All'indomani dall'approvazione da parte del Parlamento Europeo della nuova PAC (Politica Agricola Comune) 2014-2020, è d'obbligo quanto meno un richiamo affinchè i nostri dirigenti e noi tutti si ponga un minimo d'attenzione ai cosiddetti pilastri su cui si basa, avendo come riferimento tutto ciò che riguarda la salvaguardia del territorio, la tutela della fauna selvatica e, perchè no, i vari dettagli che possono sostenere e favorire la nostra attività. Anche solo per evitare quello che è successo con le vecchie disposizioni comunitarie, che hanno visto attingere ai fondi soprattutto le associazioni ambientaliste, nell'assenza inquietante del nostro mondo. Perchè proprio di questo si tratta. Nel bilancio comunitario che sostiene la politica agricola, oggi più che mai ci sono interi capitoli che finanziano attività collegate al benessere del territorio e a favore della biodiversità che in esso, malgrado tutto, sussiste. Il 30% di questi fondi che saranno erogati agli stati membri. L'agricoltura italiana potrà contare complessivamente su più di 33 miliardi di euro.

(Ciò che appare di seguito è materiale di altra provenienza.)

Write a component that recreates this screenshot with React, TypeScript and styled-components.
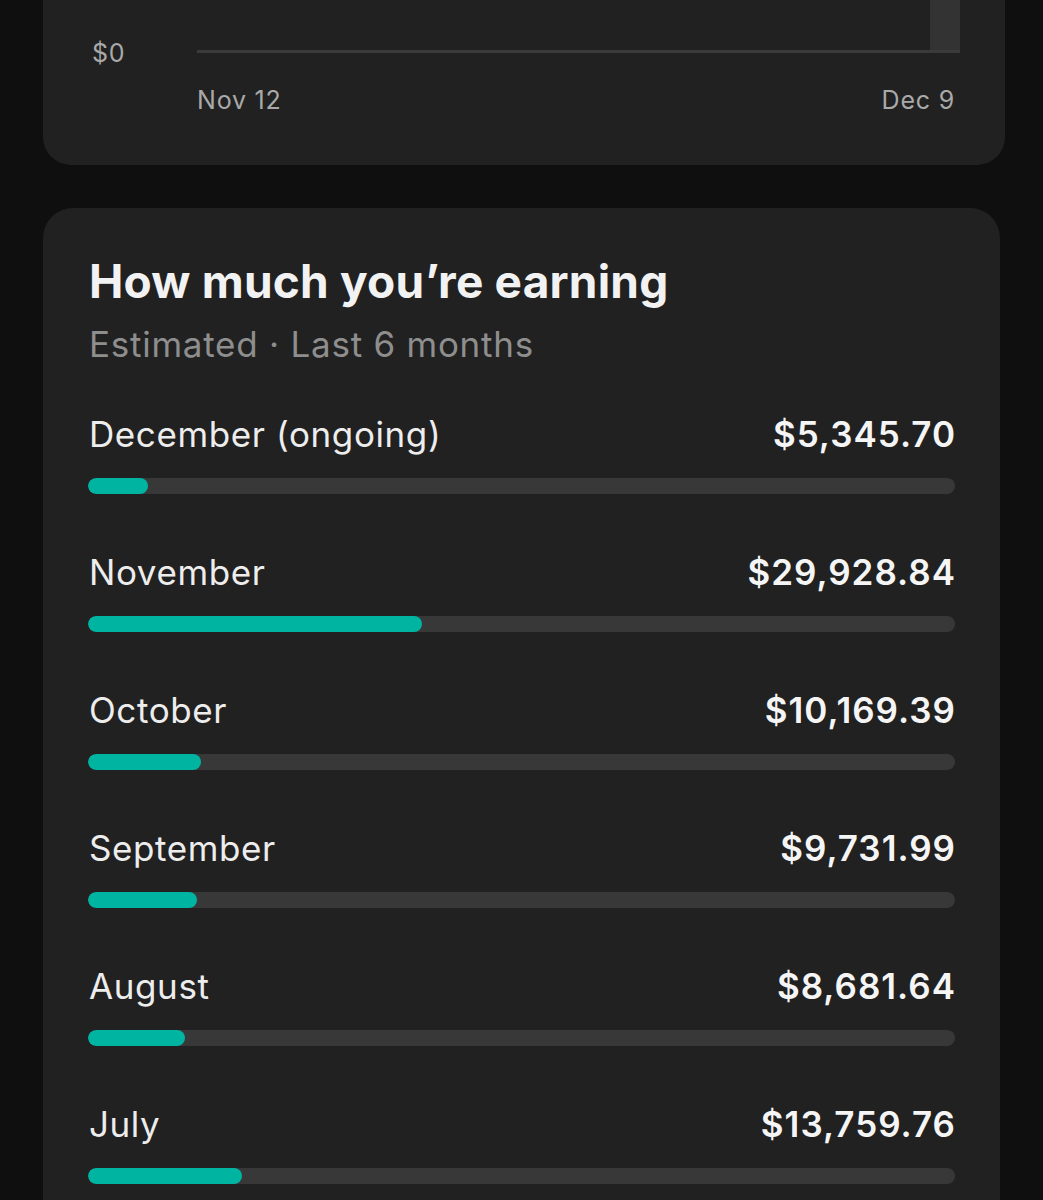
import styled, { createGlobalStyle } from "styled-components"

const GlobalStyle = createGlobalStyle`
    html, body {
        margin: 0;
        padding: 0;
        background: #0f0f0f;
    }
    body {
        font-family: 'Inter', 'Noto Sans', sans-serif;
        -webkit-font-smoothing: antialiased;
    }
`

const Page = styled.div`
    display: flex;
    flex-direction: column;
    gap: 43px;
    padding: 0 38px 0 43px;
    height: 1200px;
    overflow: hidden;
`

const Card = styled.section<{ $cut?: boolean; $inset?: number }>`
    background: #212121;
    border-radius: ${p => p.$cut ? '0 0 28px 28px' : '30px'};
    margin-right: ${p => p.$inset ?? 0}px;
`

const ChartCard = styled(Card)`
    padding: 0 45px 51px 49px;
`

const ChartGrid = styled.div`
    display: grid;
    grid-template-columns: 105px 1fr;
    row-gap: 33px;
`

const AxisLabel = styled.span<{ $end?: boolean }>`
    font-size: 25px;
    line-height: 28px;
    letter-spacing: 0.8px;
    color: #a9a9a9;
    text-align: ${p => p.$end ? 'right' : 'left'};
`

const YLabel = styled(AxisLabel)`
    align-self: end;
    margin-bottom: -14px;
`

const Plot = styled.div`
    height: 50px;
    border-bottom: 3px solid #3a3a3a;
    display: flex;
    justify-content: flex-end;
    align-items: flex-end;
`

const PlotBar = styled.div`
    width: 30px;
    height: 100%;
    background: #333333;
`

const XLabels = styled.div`
    grid-column: 2;
    display: flex;
    justify-content: space-between;
    padding-right: 5px;
`

const EarningsCard = styled(Card)`
    padding: 46px 45px 60px 45px;
`

const Title = styled.h2`
    margin: 0 0 0 1px;
    font-size: 46px;
    line-height: 54px;
    font-weight: 700;
    letter-spacing: 0.2px;
    color: #f2f2f2;
`

const Subtitle = styled.p`
    margin: 15px 0 0 1px;
    font-size: 35px;
    line-height: 42px;
    letter-spacing: 0.75px;
    color: #8e8e8e;
`

const MonthList = styled.div`
    display: flex;
    flex-direction: column;
    gap: 58px;
    margin-top: 49px;
`

const MonthRow = styled.div`
    display: flex;
    flex-direction: column;
    gap: 24px;
`

const RowHead = styled.div`
    display: flex;
    justify-content: space-between;
    align-items: baseline;
    font-size: 35px;
    line-height: 40px;
    padding-left: 1px;
`

const MonthName = styled.span`
    color: #ededed;
    letter-spacing: 0.6px;
`

const Amount = styled.span`
    color: #f5f5f5;
    font-weight: 600;
    letter-spacing: 1px;
    margin-right: -1px;
`

const Track = styled.div`
    height: 16px;
    border-radius: 8px;
    background: #383838;
    overflow: hidden;
`

const Fill = styled.div`
    height: 100%;
    border-radius: 8px;
    background: #00b4a2;
`

const months = [
    { name: 'December (ongoing)', value: 5345.70 },
    { name: 'November', value: 29928.84 },
    { name: 'October', value: 10169.39 },
    { name: 'September', value: 9731.99 },
    { name: 'August', value: 8681.64 },
    { name: 'July', value: 13759.76 },
]

const SCALE = 77700

const fmt = (n: number) =>
    '$' + n.toLocaleString('en-US', { minimumFractionDigits: 2, maximumFractionDigits: 2 })

export default function App() {
    return (
        <>
            <GlobalStyle />
            <Page>
                <ChartCard $cut>
                    <ChartGrid>
                        <YLabel>$0</YLabel>
                        <Plot>
                            <PlotBar />
                        </Plot>
                        <XLabels>
                            <AxisLabel>Nov 12</AxisLabel>
                            <AxisLabel $end>Dec 9</AxisLabel>
                        </XLabels>
                    </ChartGrid>
                </ChartCard>

                <EarningsCard $inset={5}>
                    <Title>How much you’re earning</Title>
                    <Subtitle>Estimated · Last 6 months</Subtitle>
                    <MonthList>
                        {months.map(m => (
                            <MonthRow key={m.name}>
                                <RowHead>
                                    <MonthName>{m.name}</MonthName>
                                    <Amount>{fmt(m.value)}</Amount>
                                </RowHead>
                                <Track>
                                    <Fill style={{ width: `${(m.value / SCALE) * 100}%` }} />
                                </Track>
                            </MonthRow>
                        ))}
                    </MonthList>
                </EarningsCard>
            </Page>
        </>
    )
}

Una PAC più verde, cita l'UE, dove “tutti gli Stati membri , tutte le aree rurali e tutti gli agricoltori adotteranno misure collaudate semplici per promuovere la sostenibilità e combattere il cambiamento climatico. Tra il 2014 e il 2020 , oltre 100 miliardi di euro saranno investiti in Europa per aiutare l'agricoltura ad affrontare le sfide della qualità del suolo e dell'acqua, la biodiversità e il cambiamento climatico“. Attraverso tre misure principali. La prima, che prevede che il 30 % dei pagamenti diretti sia collegato a tre pratiche agricole ecologiche (“greening”) : diversificazione delle colture, mantenimento di pascoli permanenti, conservazione del 5%, e più tardi del 7 %, di aree di interesse ecologico a partire dal 2018 o provvedimenti che apportino almeno benefici ambientali equivalenti. La seconda, che comporta che almeno il 30 % del bilancio dei programmi di sviluppo rurale debba essere assegnato a provvedimenti agro-ambientali, a supporto per l'agricoltura, o a progetti legati agli investimenti ecocompatibili, o all'adozione di soluzioni innovative. La terza, abbinata al sostegno di soluzioni agroambientali. Tutto questo, al fine di raggiungere più elevati obiettivi di protezione ambientale.
Dal 2014 al 2020, gli Stati membri e le Regioni avranno anche la possibilità di progettare sottoprogrammi tematici riguardo ai giovani agricoltori, alle piccole aziende agricole, alle zone di montagna, alle donne nelle zone rurali, alla mitigazione dei cambiamenti climatici, alla biodiversità e alle filiere corte. Argomenti più a dimensione italiana, e più vicini alle nostre aspettative di cacciatori interessati al patrimonio naturale.
E' con i giovani agricoltori soprattutto che dovremo collegarci. Più sensibili, più dinamici, certamente più disposti ad acquisire elementi innovativi, in un territorio che in gran parte (l'Appennino soprattutto) mal si presta ad un'agricoltura di rapina, e che fino ad oggi ha subito degrado, abbandono, anche per l'insipienza di una certa classe politica che si è fatta cullare in un ambientalismo di maniera, i cui disastri sono sotto gli occhi di tutti.
D'altra parte, sotto questo aspetto anche in casa nostra non è che si sia brillato granché. Se, anche recentemente, i massimi rappresentanti del nostro mondo non si sono sottratti all'autocritica, promettendo più lungimiranza soprattutto quando, confermando la consunzione definitiva della 157, dicono che bisogna ripartire dal governo del territorio, che i miglioramenti ambientali (ripristino degli equilibri e controllo delle specie problematiche compresi) vanno nella direzione giusta sia per l'attività di caccia sia per la società in generale.
Anche alla luce di queste nuove politiche comunitarie, è il momento di superare gli schieramenti contrapposti, proporsi per una intelligente collaborazione fra cacciatori, agricoltori, ambientalisti seri - rara avis, quello si - che hanno veramente a cuore il futuro del paese, e corpi sociali. Intervendo su tutti, anche con una comunicazione più appropriata. Iniziative che prendano a spunto gli obiettivi greenig della PAC saranno un elemento di sicura efficacia. Se, come abbiamo letto anche in questi giorni, prima di approdare a una comunicazione urbi et orbi, occorre ancora soffermarci sul soggetto comunicatore (il nostro mondo di cacciatori), meglio occasione non c'è. Mancano gli operativi? Non abbiamo personale adeguato? Dobbiamo formarlo? Facciamolo alla svelta, la strada intrapresa verso l'unità, seppur tardiva, è una chance unica. Miope chi ancora pone ostacoli.